Monday, November 27, 2006

The Source of Our Thanksgiving

Most of us can probably recite the rudimentary elements of the story surrounding the “First Thanksgiving.” Still others can perhaps recollect that it was President Abraham Lincoln on October 3, 1863 that signed a proclamation establishing that national holiday we now enjoy as “Thanksgiving Day.” However, I imagine few of us have stopped to actually read Lincoln’s proclamation.

A copy of this presidential proclamation can be quickly found on the internet, and I urge your review of it. As I read it, I was struck by the introspection recorded amidst the formality. In considering the timing of the proclamation – while the Civil War yet waged on – I was taken aback by how it recognized goodness even in the midst of such division.

Lincoln first noted why his proclamation was necessary. He proclaimed, “To these bounties, which are so constantly enjoyed that we are prone to forget the source from which they come. . ..” Have you ever done that? We are surrounded by such wealth, prosperity, and, oft-times, overindulgence that we find ourselves complaining about such things that - were we to be deprived of them - our life would yet carry on unimpeded. Lincoln was right: “we are prone to forget the source.”

What had Lincoln and the nation he led at that time to be thankful for anyway? After all, we understand the Civil War to be the epitome of divisiveness in our country. Brothers battered brothers, neighbors warred against neighbors, kin killed kin. Yet, in his decree, Lincoln notes how the country has had peace with other countries, order yet existed, laws still controlled, and harmony lived on – save for those areas of military conflict. Though war was abundantly present, Lincoln was quick to note that the population had increased, industry was alive and in excellent production, and the Union had a certain future. In short, despite division, the nation had been truly blessed.

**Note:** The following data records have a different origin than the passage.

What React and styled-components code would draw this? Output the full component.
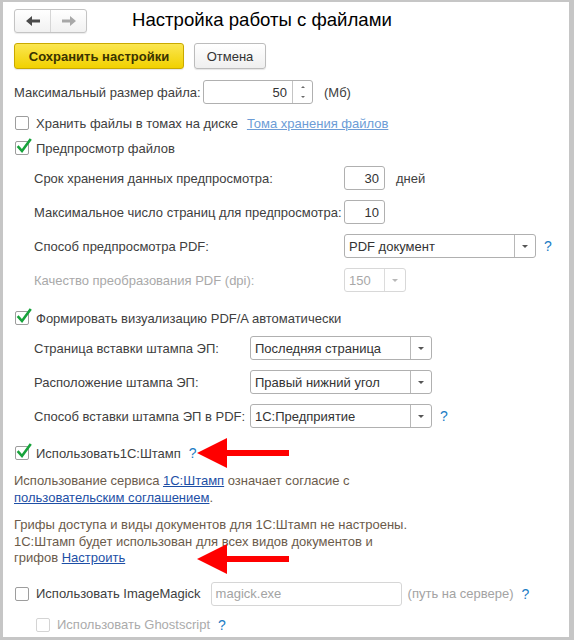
import styled, { createGlobalStyle } from "styled-components";

const Global = createGlobalStyle`
    html, body {
        margin: 0;
        padding: 0;
        background: #ffffff;
    }
    body {
        font-family: "Liberation Sans", Arial, sans-serif;
        font-size: 13px;
        color: #404040;
    }
`;

const CheckMark = () => (
    <svg width="16" height="17" viewBox="0 0 16 17">
        <path
            d="M2.5 9 L6 13 L14 2"
            fill="none"
            stroke="#17a33b"
            strokeWidth="2.6"
            strokeLinecap="square"
        />
    </svg>
);

const RedArrow = () => (
    <svg width="92" height="32" viewBox="0 0 92 32">
        <polygon points="0,16 30,1 30,31" fill="#ff0000" />
        <rect x="28" y="13" width="64" height="6" fill="#ff0000" />
    </svg>
);

const Checkbox = ({ checked, disabled }) => (
    <Box disabled={disabled}>{checked && <CheckMark />}</Box>
);

const Select = ({ value, width, disabled }) => (
    <SelectBox width={width} disabled={disabled}>
        <SelectValue disabled={disabled}>{value}</SelectValue>
        <DropButton disabled={disabled}>
            <Caret disabled={disabled} />
        </DropButton>
    </SelectBox>
);

const App = () => {
    return (
        <Page>
            <Global />
            <Panel>
                <Header>
                    <NavGroup>
                        <NavButton>
                            <svg width="14" height="10" viewBox="0 0 14 10">
                                <polygon points="0,5 6,0 6,3.5 14,3.5 14,6.5 6,6.5 6,10" fill="#4a4a4a" />
                            </svg>
                        </NavButton>
                        <NavButton divided>
                            <svg width="14" height="10" viewBox="0 0 14 10">
                                <polygon points="14,5 8,0 8,3.5 0,3.5 0,6.5 8,6.5 8,10" fill="#a8a8a8" />
                            </svg>
                        </NavButton>
                    </NavGroup>
                    <Title>Настройка работы с файлами</Title>
                </Header>

                <ButtonsRow>
                    <PrimaryButton>Сохранить настройки</PrimaryButton>
                    <SecondaryButton>Отмена</SecondaryButton>
                </ButtonsRow>

                <Row mt={11}>
                    <Label width={189}>Максимальный размер файла:</Label>
                    <SpinBox>
                        <SpinValue>50</SpinValue>
                        <SpinButtons>
                            <SpinArrow up />
                            <SpinArrow />
                        </SpinButtons>
                    </SpinBox>
                    <Suffix>(Мб)</Suffix>
                </Row>

                <Row mt={7}>
                    <Checkbox />
                    <CheckLabel>Хранить файлы в томах на диске</CheckLabel>
                    <FaintLink>Тома хранения файлов</FaintLink>
                </Row>

                <Row mt={1}>
                    <Checkbox checked />
                    <CheckLabel>Предпросмотр файлов</CheckLabel>
                </Row>

                <Row mt={6} indent={20}>
                    <Label width={310}>Срок хранения данных предпросмотра:</Label>
                    <NumberInput>30</NumberInput>
                    <Suffix>дней</Suffix>
                </Row>
                <Row mt={10} indent={20}>
                    <Label width={310}>Максимальное число страниц для предпросмотра:</Label>
                    <NumberInput>10</NumberInput>
                </Row>
                <Row mt={10} indent={20}>
                    <Label width={310}>Способ предпросмотра PDF:</Label>
                    <Select value="PDF документ" width={192} />
                    <Help>?</Help>
                </Row>
                <Row mt={10} indent={20}>
                    <Label width={310} disabled>
                        Качество преобразования PDF (dpi):
                    </Label>
                    <Select value="150" width={62} disabled />
                </Row>

                <Row mt={14}>
                    <Checkbox checked />
                    <CheckLabel>Формировать визуализацию PDF/A автоматически</CheckLabel>
                </Row>
                <Row mt={6} indent={20}>
                    <Label width={216}>Страница вставки штампа ЭП:</Label>
                    <Select value="Последняя страница" width={182} />
                </Row>
                <Row mt={10} indent={20}>
                    <Label width={216}>Расположение штампа ЭП:</Label>
                    <Select value="Правый нижний угол" width={182} />
                </Row>
                <Row mt={10} indent={20}>
                    <Label width={216}>Способ вставки штампа ЭП в PDF:</Label>
                    <Select value="1С:Предприятие" width={182} />
                    <Help>?</Help>
                </Row>

                <Row mt={13}>
                    <Checkbox checked />
                    <CheckLabel>Использовать1С:Штамп</CheckLabel>
                    <Help>?</Help>
                </Row>

                <Note mt={8}>
                    Использование сервиса <NoteLink>1С:Штамп</NoteLink> означает согласие с
                    <br />
                    <NoteLink>пользовательским соглашением</NoteLink>.
                </Note>

                <Note mt={11}>
                    Грифы доступа и виды документов для 1С:Штамп не настроены.
                    <br />
                    1С:Штамп будет использован для всех видов документов и
                    <br />
                    грифов <NoteLink>Настроить</NoteLink>
                </Note>

                <Row mt={15}>
                    <Checkbox />
                    <CheckLabel>Использовать ImageMagick</CheckLabel>
                    <PathInput>magick.exe</PathInput>
                    <Hint>(путь на сервере)</Hint>
                    <Help>?</Help>
                </Row>
                <Row mt={7} indent={21}>
                    <Checkbox disabled />
                    <CheckLabel disabled>Использовать Ghostscript</CheckLabel>
                    <Help>?</Help>
                </Row>
            </Panel>

            <Annotation x={197} y={437}>
                <RedArrow />
            </Annotation>
            <Annotation x={197} y={543}>
                <RedArrow />
            </Annotation>
        </Page>
    );
};

export default App;

const Page = styled.div`
    position: relative;
    width: 574px;
    height: 640px;
    box-sizing: border-box;
    background: #c6c6c6;
    padding: 2px 5px 3px 3px;
`;

const Panel = styled.div`
    height: 100%;
    background: #ffffff;
    box-sizing: border-box;
    padding: 7px 0 0 11px;
    display: flex;
    flex-direction: column;
`;

const Header = styled.div`
    display: flex;
    align-items: center;
    height: 24px;
    gap: 45px;
`;

const NavGroup = styled.div`
    display: flex;
    width: 73px;
    height: 24px;
    box-sizing: border-box;
    border: 1px solid #c4c4c4;
    border-radius: 3px;
    background: linear-gradient(#ffffff, #f1f1f1);
    box-shadow: 0 1px 1px rgba(0, 0, 0, 0.08);
`;

const NavButton = styled.div`
    flex: 1;
    display: flex;
    align-items: center;
    justify-content: center;
    border-left: ${(props) => (props.divided ? "1px solid #d6d6d6" : "none")};
`;

const Title = styled.div`
    font-size: 18.6px;
    color: #000000;
    padding-bottom: 2px;
`;

const ButtonsRow = styled.div`
    display: flex;
    gap: 10px;
    margin-top: 10px;
    height: 26px;
`;

const BaseButton = styled.div`
    display: flex;
    align-items: center;
    justify-content: center;
    box-sizing: border-box;
    height: 26px;
    border-radius: 3px;
    color: #333333;
    font-size: 13px;
    box-shadow: 0 1px 1px rgba(0, 0, 0, 0.1);
`;

const PrimaryButton = styled(BaseButton)`
    width: 170px;
    font-weight: bold;
    border: 1px solid #c9a900;
    background: linear-gradient(#fbe651, #f1d100);
    color: #3a3300;
`;

const SecondaryButton = styled(BaseButton)`
    width: 72px;
    border: 1px solid #bcbcbc;
    background: linear-gradient(#ffffff, #efefef);
`;

const Row = styled.div`
    display: flex;
    align-items: center;
    height: 24px;
    margin-top: ${(props) => props.mt || 0}px;
    padding-left: ${(props) => (props.indent ? props.indent : 0)}px;
    white-space: nowrap;
`;

const Label = styled.div`
    width: ${(props) => props.width}px;
    flex-shrink: 0;
    color: ${(props) => (props.disabled ? "#a9a9a9" : "#404040")};
`;

const Box = styled.div`
    position: relative;
    width: 14px;
    height: 14px;
    margin-left: 1px;
    flex-shrink: 0;
    box-sizing: border-box;
    border: 1px solid ${(props) => (props.disabled ? "#d4d4d4" : "#9d9d9d")};
    border-radius: 2px;
    background: #ffffff;

    svg {
        position: absolute;
        left: 0px;
        top: -4px;
    }
`;

const CheckLabel = styled.span`
    margin-left: 7px;
    color: ${(props) => (props.disabled ? "#ababab" : "#404040")};
`;

const FaintLink = styled.span`
    margin-left: 9px;
    color: #6c9cd6;
    text-decoration: underline;
`;

const Field = styled.div`
    display: flex;
    align-items: center;
    box-sizing: border-box;
    height: 24px;
    border: 1px solid #b0b0b0;
    border-radius: 3px;
    background: #ffffff;
    color: #333333;
    font-size: 13px;
`;

const SpinBox = styled(Field)`
    width: 110px;
`;

const SpinValue = styled.div`
    flex: 1;
    text-align: right;
    padding-right: 5px;
`;

const SpinButtons = styled.div`
    width: 20px;
    height: 100%;
    border-left: 1px solid #c4c4c4;
    display: flex;
    flex-direction: column;
    align-items: center;
    justify-content: space-between;
    padding: 5px 0;
    box-sizing: border-box;
`;

const SpinArrow = styled.div`
    width: 0;
    height: 0;
    border-left: 2px solid transparent;
    border-right: 2px solid transparent;
    border-${(props) => (props.up ? "bottom" : "top")}: 2px solid #6a6a6a;
`;

const Suffix = styled.span`
    margin-left: 11px;
    color: #404040;
`;

const NumberInput = styled(Field)`
    width: 41px;
    justify-content: flex-end;
    padding-right: 5px;
`;

const SelectBox = styled(Field)`
    width: ${(props) => props.width}px;
    border-color: ${(props) => (props.disabled ? "#d8d8d8" : "#b0b0b0")};
`;

const SelectValue = styled.div`
    flex: 1;
    padding-left: 4px;
    overflow: hidden;
    color: ${(props) => (props.disabled ? "#a8a8a8" : "#333333")};
`;

const DropButton = styled.div`
    width: 20px;
    height: 100%;
    display: flex;
    align-items: center;
    justify-content: center;
    border-left: 1px solid ${(props) => (props.disabled ? "#dcdcdc" : "#b8b8b8")};
`;

const Caret = styled.div`
    width: 0;
    height: 0;
    border-left: 3px solid transparent;
    border-right: 3px solid transparent;
    border-top: 3px solid ${(props) => (props.disabled ? "#b8b8b8" : "#555555")};
`;

const Help = styled.span`
    margin-left: 8px;
    color: #1b7cc4;
    font-size: 14px;
`;

const Note = styled.div`
    margin-top: ${(props) => props.mt}px;
    line-height: 16.5px;
    color: #6b5b4b;
    white-space: nowrap;
`;

const NoteLink = styled.span`
    color: #1d4fa6;
    text-decoration: underline;
`;

const PathInput = styled(Field)`
    width: 191px;
    margin-left: 10px;
    padding-left: 4px;
    border-color: #d6d6d6;
    color: #a3a3a3;
`;

const Hint = styled.span`
    margin-left: 6px;
    color: #a3a3a3;
`;

const Annotation = styled.div`
    position: absolute;
    left: ${(props) => props.x}px;
    top: ${(props) => props.y}px;
    line-height: 0;
`;
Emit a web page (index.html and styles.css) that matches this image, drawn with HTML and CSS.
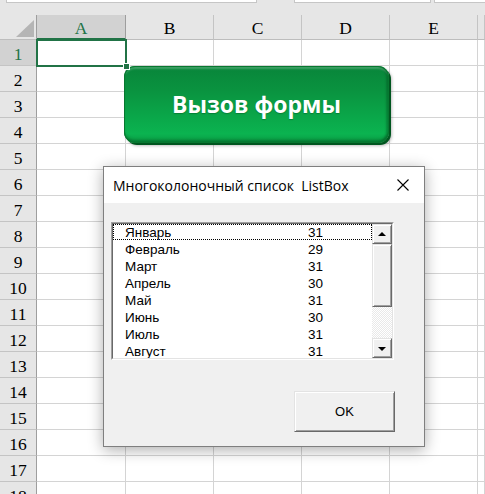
FILE: index.html
```html
<!DOCTYPE html>
<html lang="ru">
<head>
<meta charset="utf-8">
<title>ListBox</title>
<link rel="stylesheet" href="styles.css">
</head>
<body>
<div class="topbar">
  <span class="fbox fbox-name"></span>
  <span class="fbox fbox-mid"></span>
  <span class="fbox fbox-right"></span>
</div>
<div class="sheet">
  <div class="corner"><span class="tri"></span></div>
  <div class="ch sel">A</div><div class="ch">B</div><div class="ch">C</div><div class="ch">D</div><div class="ch">E</div><div class="ch"></div>

  <div class="rh sel">1</div><div class="c active"></div><div class="c"></div><div class="c"></div><div class="c"></div><div class="c"></div><div class="c"></div>
  <div class="rh">2</div><div class="c"></div><div class="c"></div><div class="c"></div><div class="c"></div><div class="c"></div><div class="c"></div>
  <div class="rh">3</div><div class="c"></div><div class="c"></div><div class="c"></div><div class="c"></div><div class="c"></div><div class="c"></div>
  <div class="rh">4</div><div class="c"></div><div class="c"></div><div class="c"></div><div class="c"></div><div class="c"></div><div class="c"></div>
  <div class="rh">5</div><div class="c"></div><div class="c"></div><div class="c"></div><div class="c"></div><div class="c"></div><div class="c"></div>
  <div class="rh">6</div><div class="c"></div><div class="c"></div><div class="c"></div><div class="c"></div><div class="c"></div><div class="c"></div>
  <div class="rh">7</div><div class="c"></div><div class="c"></div><div class="c"></div><div class="c"></div><div class="c"></div><div class="c"></div>
  <div class="rh">8</div><div class="c"></div><div class="c"></div><div class="c"></div><div class="c"></div><div class="c"></div><div class="c"></div>
  <div class="rh">9</div><div class="c"></div><div class="c"></div><div class="c"></div><div class="c"></div><div class="c"></div><div class="c"></div>
  <div class="rh">10</div><div class="c"></div><div class="c"></div><div class="c"></div><div class="c"></div><div class="c"></div><div class="c"></div>
  <div class="rh">11</div><div class="c"></div><div class="c"></div><div class="c"></div><div class="c"></div><div class="c"></div><div class="c"></div>
  <div class="rh">12</div><div class="c"></div><div class="c"></div><div class="c"></div><div class="c"></div><div class="c"></div><div class="c"></div>
  <div class="rh">13</div><div class="c"></div><div class="c"></div><div class="c"></div><div class="c"></div><div class="c"></div><div class="c"></div>
  <div class="rh">14</div><div class="c"></div><div class="c"></div><div class="c"></div><div class="c"></div><div class="c"></div><div class="c"></div>
  <div class="rh">15</div><div class="c"></div><div class="c"></div><div class="c"></div><div class="c"></div><div class="c"></div><div class="c"></div>
  <div class="rh">16</div><div class="c"></div><div class="c"></div><div class="c"></div><div class="c"></div><div class="c"></div><div class="c"></div>
  <div class="rh">17</div><div class="c"></div><div class="c"></div><div class="c"></div><div class="c"></div><div class="c"></div><div class="c"></div>
  <div class="rh">18</div><div class="c"></div><div class="c"></div><div class="c"></div><div class="c"></div><div class="c"></div><div class="c"></div>
</div>

<div class="macro-btn">Вызов формы</div>

<div class="dialog">
  <div class="titlebar">
    <span class="title">Многоколоночный список  ListBox</span>
    <svg class="close" width="12" height="12" viewBox="0 0 12 12"><path d="M0.5 0.5 L11.5 11.5 M11.5 0.5 L0.5 11.5" stroke="#000" stroke-width="1.1" fill="none"/></svg>
  </div>
  <div class="dlg-body">
    <div class="listbox">
      <div class="lb-inner">
        <div class="items">
          <div class="item focus"><span class="m">Январь</span><span>31</span></div>
          <div class="item"><span class="m">Февраль</span><span>29</span></div>
          <div class="item"><span class="m">Март</span><span>31</span></div>
          <div class="item"><span class="m">Апрель</span><span>30</span></div>
          <div class="item"><span class="m">Май</span><span>31</span></div>
          <div class="item"><span class="m">Июнь</span><span>30</span></div>
          <div class="item"><span class="m">Июль</span><span>31</span></div>
          <div class="item"><span class="m">Август</span><span>31</span></div>
        </div>
        <div class="vscroll">
          <div class="sbtn"><span class="arr-up"></span></div>
          <div class="thumb"></div>
          <div class="track"></div>
          <div class="sbtn"><span class="arr-down"></span></div>
        </div>
      </div>
    </div>
    <button class="ok">OK</button>
  </div>
</div>
</body>
</html>
```

FILE: styles.css
```css
html, body {
  margin: 0;
  padding: 0;
}
body {
  width: 485px;
  height: 494px;
  overflow: hidden;
  position: relative;
  background: #e6e6e6;
  font-family: "Liberation Serif", "Times New Roman", serif;
}

/* formula bar remnants */
.topbar {
  height: 15px;
  display: flex;
  align-items: flex-start;
}
.fbox {
  display: block;
  height: 2px;
  background: #fff;
  border: 1px solid #c6c6c6;
  border-top: none;
}
.fbox-name { margin-left: 6px; width: 249px; }
.fbox-mid { margin-left: 37px; width: 135px; }
.fbox-right { margin-left: 3px; flex: 1; border-right: none; }

/* sheet grid */
.sheet {
  display: grid;
  grid-template-columns: 37px 89px 88px 88px 88px 88px minmax(0, 1fr);
  grid-template-rows: 25px;
  grid-auto-rows: 26px;
  width: 485px;
}
.corner {
  background: #e6e6e6;
  border-right: 1px solid #9e9e9e;
  border-bottom: 1px solid #bdbdbd;
  box-sizing: border-box;
  display: flex;
  justify-content: flex-end;
  align-items: flex-end;
  padding: 0 2px 2px 0;
}
.tri {
  display: block;
  width: 18px;
  height: 17px;
  background: #b5b5b5;
  clip-path: polygon(100% 0, 100% 100%, 0 100%);
}
.ch, .rh {
  background: #e6e6e6;
  box-sizing: border-box;
  display: flex;
  align-items: center;
  justify-content: center;
  font-size: 17.5px;
  color: #000;
  padding-top: 3px;
}
.ch {
  border-right: 1px solid #c4c4c4;
  border-bottom: 1px solid #bdbdbd;
}
.ch.sel {
  background: #d2d2d2;
  color: #217346;
  border-bottom: 2px solid #217346;
  border-right-color: #9e9e9e;
}
.rh {
  border-right: 1px solid #9e9e9e;
  border-bottom: 1px solid #c4c4c4;
}
.rh.sel {
  background: #d2d2d2;
  color: #217346;
}
.c {
  background: #fff;
  box-sizing: border-box;
  border-right: 1px solid #d4d4d4;
  border-bottom: 1px solid #d4d4d4;
}
.c.active {
  position: relative;
}
.c.active::before {
  content: "";
  position: absolute;
  left: -1px;
  top: -1px;
  right: -2px;
  bottom: -2px;
  border: 2px solid #217346;
  z-index: 1;
}
.c.active::after {
  content: "";
  position: absolute;
  right: -4px;
  bottom: -4px;
  width: 5px;
  height: 5px;
  background: #217346;
  box-shadow: 0 0 0 1px #fff;
  z-index: 2;
}

/* green macro button (shape over the grid) */
.macro-btn {
  position: absolute;
  left: 124px;
  top: 66px;
  width: 265px;
  height: 77px;
  box-sizing: border-box;
  border-radius: 11px;
  background: linear-gradient(180deg, #08853a 0%, #0a923f 30%, #0aa84a 68%, #0bb350 88%, #0a9a44 100%);
  box-shadow:
    inset 0 0 0 1px #077830,
    inset 0 4px 2px -1px rgba(255, 255, 255, 0.22),
    inset 0 -4px 3px -1px rgba(0, 70, 25, 0.45),
    inset -3px 0 2px rgba(0, 70, 25, 0.35),
    2px 2px 0 #00561f,
    3px 3px 3px rgba(0, 0, 0, 0.25);
  display: flex;
  align-items: center;
  justify-content: center;
  color: #fff;
  font-family: "Open Sans", "Noto Sans", sans-serif;
  font-weight: 700;
  font-size: 23px;
  text-shadow: 0 1px 1px rgba(0, 60, 20, 0.35);
  padding-bottom: 2px;
}

/* user form dialog */
.dialog {
  position: absolute;
  left: 103px;
  top: 166px;
  width: 322px;
  height: 281px;
  box-sizing: border-box;
  border: 1px solid #7f7f7f;
  background: #f0f0f0;
  box-shadow: 0 3px 14px rgba(0, 0, 0, 0.32);
  font-family: "Liberation Sans", Arial, sans-serif;
  color: #000;
}
.titlebar {
  height: 36px;
  background: #fff;
  display: flex;
  align-items: center;
  padding: 0 15px 0 9px;
}
.title {
  white-space: pre;
  font-family: "Open Sans", "Noto Sans", sans-serif;
  font-size: 14px;
  padding-top: 1px;
}
.close {
  margin-left: auto;
  display: block;
}
.dlg-body {
  padding: 19px 0 0 7px;
  display: flex;
  flex-direction: column;
  align-items: flex-start;
}
.listbox {
  width: 283px;
  height: 138px;
  box-sizing: border-box;
  border: 1px solid;
  border-color: #a0a0a0 #ffffff #ffffff #a0a0a0;
}
.lb-inner {
  height: 100%;
  box-sizing: border-box;
  border: 1px solid;
  border-color: #696969 #e3e3e3 #e3e3e3 #696969;
  background: #fff;
  display: flex;
}
.items {
  flex: 1;
  overflow: hidden;
  font-size: 13.5px;
}
.item {
  height: 17px;
  box-sizing: border-box;
  display: flex;
  align-items: center;
  padding-left: 12px;
  line-height: 17px;
}
.item .m {
  width: 183px;
}
.item.focus {
  outline: 1px dotted #000;
  outline-offset: -1px;
  height: 16px;
  margin-bottom: 1px;
}
.vscroll {
  width: 20px;
  display: flex;
  flex-direction: column;
}
.sbtn, .thumb {
  box-sizing: border-box;
  background: #f0f0f0;
  border: 1px solid;
  border-color: #e3e3e3 #696969 #696969 #e3e3e3;
  box-shadow: inset 1px 1px 0 #fff, inset -1px -1px 0 #a0a0a0;
}
.sbtn {
  height: 20px;
  display: flex;
  align-items: center;
  justify-content: center;
}
.thumb {
  height: 63px;
}
.track {
  flex: 1;
  background: repeating-conic-gradient(#ffffff 0 25%, #e9e9e9 0 50%) 0 0 / 2px 2px;
}
.arr-up, .arr-down {
  display: block;
  width: 0;
  height: 0;
  border-left: 4px solid transparent;
  border-right: 4px solid transparent;
}
.arr-up { border-bottom: 4px solid #000; margin-top: -1px; }
.arr-down { border-top: 4px solid #000; margin-top: 1px; }

.ok {
  margin: 31px 0 0 183px;
  width: 101px;
  height: 41px;
  box-sizing: border-box;
  background: #f0f0f0;
  border: 1px solid;
  border-color: #e3e3e3 #696969 #696969 #e3e3e3;
  box-shadow: inset 1px 1px 0 #fff, inset -1px -1px 0 #a0a0a0;
  font-family: "Liberation Sans", Arial, sans-serif;
  font-size: 13px;
  color: #000;
  padding: 0;
}
```
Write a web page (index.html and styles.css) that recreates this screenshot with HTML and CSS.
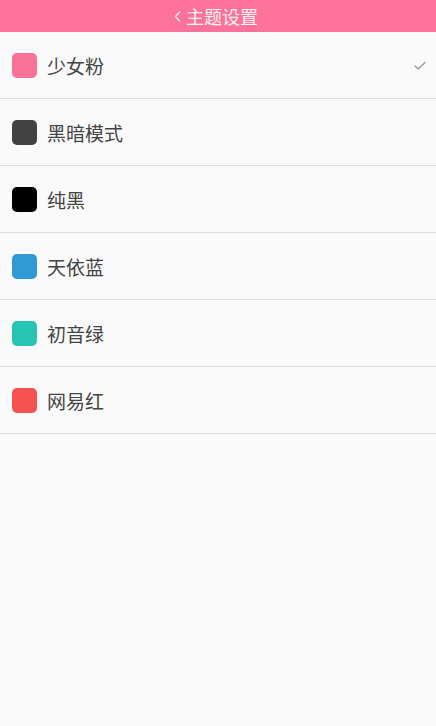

But what was the “source” of these blessings that Lincoln urged us to not forget? His Thanksgiving Day Proclamation answers for us: “No human counsel hath devised nor hath any mortal hand worked out these great things. They are the gracious gifts of the Most High God, who, while dealing with us in anger for our sins, hath nevertheless remembered mercy.”

Lincoln recognized that the efforts by the politicos of his day had worked only woe and destruction upon the nation, yet peace and prosperity remained. Thus, if indeed the country did enjoy such blessings, something beyond human control, beyond our fathoming, beyond our ken, must have been working within the human framework to provide abundance, blessing, and a hope for a peaceful future.

Thanksgiving Day has now passed for this year. Our electoral season also has passed, for the moment. Tomorrow we return to our desks to mete out the labor before us. We live today as citizens in a country, by all political accounts, divided, yet one, by all economic accounts, profusely blessed.

There must be something more to our world that makes things good than the politics that produce the laws governing our society. I suspect that President George Washington might have agreed with Lincoln when, in his Farewell Address, Washington noted, “Of all the dispositions and habits which lead to political prosperity, Religion and Morality are indispensable supports.”

Our laws, like our blessings, must be derived from something beyond our humanity, from something truly able to bestow upon us “unalienable rights,” lest our laws coincide with whatever fancy occupies the moment. And that is something for which to be truly thankful.